The other day I decided to finally bite the bullet and clean up the Page From Hell on a client’s web site. It’s a page that sees a lot of content churn, and I had been asked to insert a video feed near the bottom that would span two columns. But this page is the product of about 8 years of questionable attention from a variety of people, including non-developers using FrontPage. The result is totally muddled indentation, gratuitous, quadruple-nested tables, and worse.
As a developer I live most of my life under the hood and usually do not have to venture out into 50K piles of smelly HTML. Call me sheltered, but I assumed I’d grab someone’s HTML parser and clean everything up so that I could turn it into a nice, valid XHTML document that I could actually work on.
Silly me. I turned first to HTMLTidy, but I should have known better than to start with a tool having origins within the W3C. It threw up its hands twenty lines into the page, saying there were too many errors. So I had this classic chicken-or-egg scenario where I wanted to clean up the page so it had valid HTML, but couldn’t clean it up even part way because the HTML wasn’t valid.

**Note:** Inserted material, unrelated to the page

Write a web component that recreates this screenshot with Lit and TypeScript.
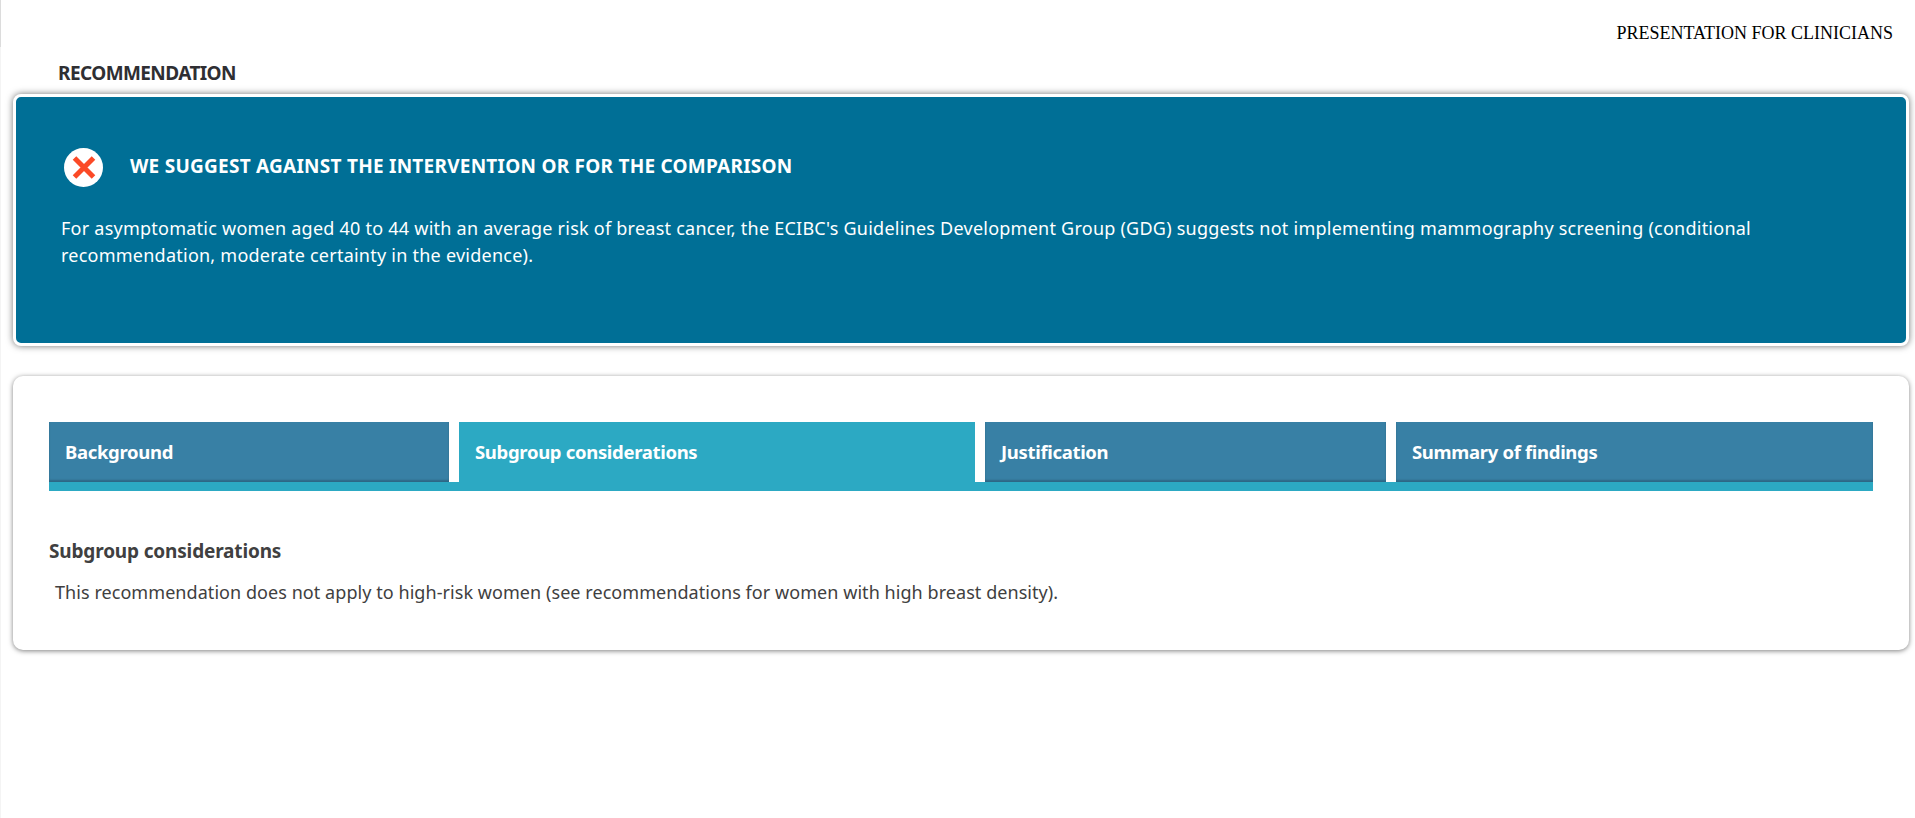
import { LitElement, html, css } from "lit";
import { customElement } from "lit/decorators.js";

@customElement("app-root")
export class AppRoot extends LitElement {
  static styles = css`
    :host { display: block; min-height: 818px; background: #fff; font-family: "Noto Sans", "Lato", sans-serif; color: #333; border-left: 1px solid #f4f4f4; box-sizing: border-box; }
    .top { display: flex; justify-content: flex-end; margin-left: -1px; border-left: 1px solid #dcdcdc; padding: 24px 22px 0 0; height: 23px; font: 18px/18px "Liberation Serif", serif; color: #000; }
    .label { margin: 0; padding: 14px 0 0 57px; font-size: 19px; line-height: 24px; font-weight: 700; color: #2f2f33; height: 33px; box-sizing: content-box; letter-spacing: -.58px; }
    .rec { margin: 0 6px 0 12px; background: #006f96; border: 3px solid #fff; border-radius: 8px; box-shadow: 0 0 7px rgba(0,0,0,.55); color: #fff; padding: 51px 30px 0 45px; box-sizing: content-box; height: 195px; }
    .rec-head { display: flex; align-items: center; gap: 27px; padding-left: 3px; }
    .rec-head svg { display: block; flex: none; }
    .rec-head h2 { margin: -4px 0 0; font-size: 19px; line-height: 26px; font-weight: 700; letter-spacing: .25px; }
    .rec p { margin: 28px 0 0; font-size: 18px; line-height: 27px; letter-spacing: .24px; }
    .card { margin: 30px 6px 0 12px; background: #fff; border-radius: 10px; box-shadow: 0 1px 5px rgba(0,0,0,.5); padding: 46px 36px 0; height: 228px; }
    .tabs { display: grid; grid-template-columns: 400px 516px 401px 477px; column-gap: 10px; border-bottom: 9px solid #2ca9c3; }
    .tab { height: 60px; background: #3880a5; color: #fff; font-size: 18.5px; line-height: 60px; font-weight: 700; letter-spacing: -.32px; padding-left: 16px; box-shadow: inset 0 -2px 2px rgba(0,0,0,.2); }
    .tab.on { background: #2ca9c3; box-shadow: none; }
    h3 { margin: 47px 0 0; font-size: 19px; line-height: 26px; font-weight: 700; letter-spacing: -.16px; color: #404040; }
    .body { margin: 15px 0 0; font-size: 18px; line-height: 26px; letter-spacing: .06px; color: #404040; padding-left: 6px; }
  `;
  render() {
    return html`
      <div class="top">PRESENTATION FOR CLINICIANS</div>
      <div class="label">RECOMMENDATION</div>
      <section class="rec">
        <div class="rec-head">
          <svg width="39" height="39" viewBox="0 0 39 39" aria-hidden="true">
            <circle cx="19.5" cy="19.5" r="19.5" fill="#fff"/>
            <path d="M10.5 10 L29.5 29 M29.5 10 L10.5 29" stroke="#fb4a27" stroke-width="5"/>
          </svg>
          <h2>WE SUGGEST AGAINST THE INTERVENTION OR FOR THE COMPARISON</h2>
        </div>
        <p>For asymptomatic women aged 40 to 44 with an average risk of breast cancer, the ECIBC's Guidelines Development Group (GDG) suggests not implementing mammography screening (conditional recommendation, moderate certainty in the evidence).</p>
      </section>
      <section class="card">
        <div class="tabs">
          <div class="tab">Background</div>
          <div class="tab on">Subgroup considerations</div>
          <div class="tab">Justification</div>
          <div class="tab">Summary of findings</div>
        </div>
        <h3>Subgroup considerations</h3>
        <p class="body">This recommendation does not apply to high-risk women (see recommendations for women with high breast density).</p>
      </section>
    `;
  }
}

Browsers, of course, are incredibly forgiving, and somehow manage to render the page. I figured there had to be an easier way.
I eventually located an HTML/XML/XSLT beautifier called htb, which made a much better and more pragmatic effort but didn’t provide me with any kind of analytical tools to explain the lack of proper tag closures near the end of the file, presumably because of failure to close certain tags way further up.
As I was stewing over all this, Jeff Atwood posted on this very topic and opined that “forgiveness by default is absolutely required for the kind of large-scale, worldwide adoption that the web enjoys.” His point being that if JavaScript and HTML errors punished us like our compilers do, perhaps the majority of web pages would refuse to render.
I guess he has a point there, but in that case, I wish someone would harness the “forgiving” parser in, say, Firefox, wrap a nice API around it, and produce some useful tools. I would love to see the HTML that Firefox displays for my Page from Hell, as opposed to the “actual” HTML, for instance. That could perhaps become the starting point for cleaning up what I have inherited.
In my case, I’ll probably just throw it all away and rewrite it. If anyone knows a good tool for these situations, I’m all ears.
{ 1 comment… read it below or add one }
Your wish may already be true!
If you use the Web Developer Extension, you have a View Source menu with the ability to View Generated Source.
Try it, it’s very handy ;)
Bob responds: You refer I think to the Web Developer Extension for Firefox (and Flock, Mozilla and Seamonkey). I have it installed but hadn’t fully explored it! View Generated Source doesn’t clean up formatting but it might serve to present htb or other beautifiers with something more rational. Thanks, I’ll experiment with it!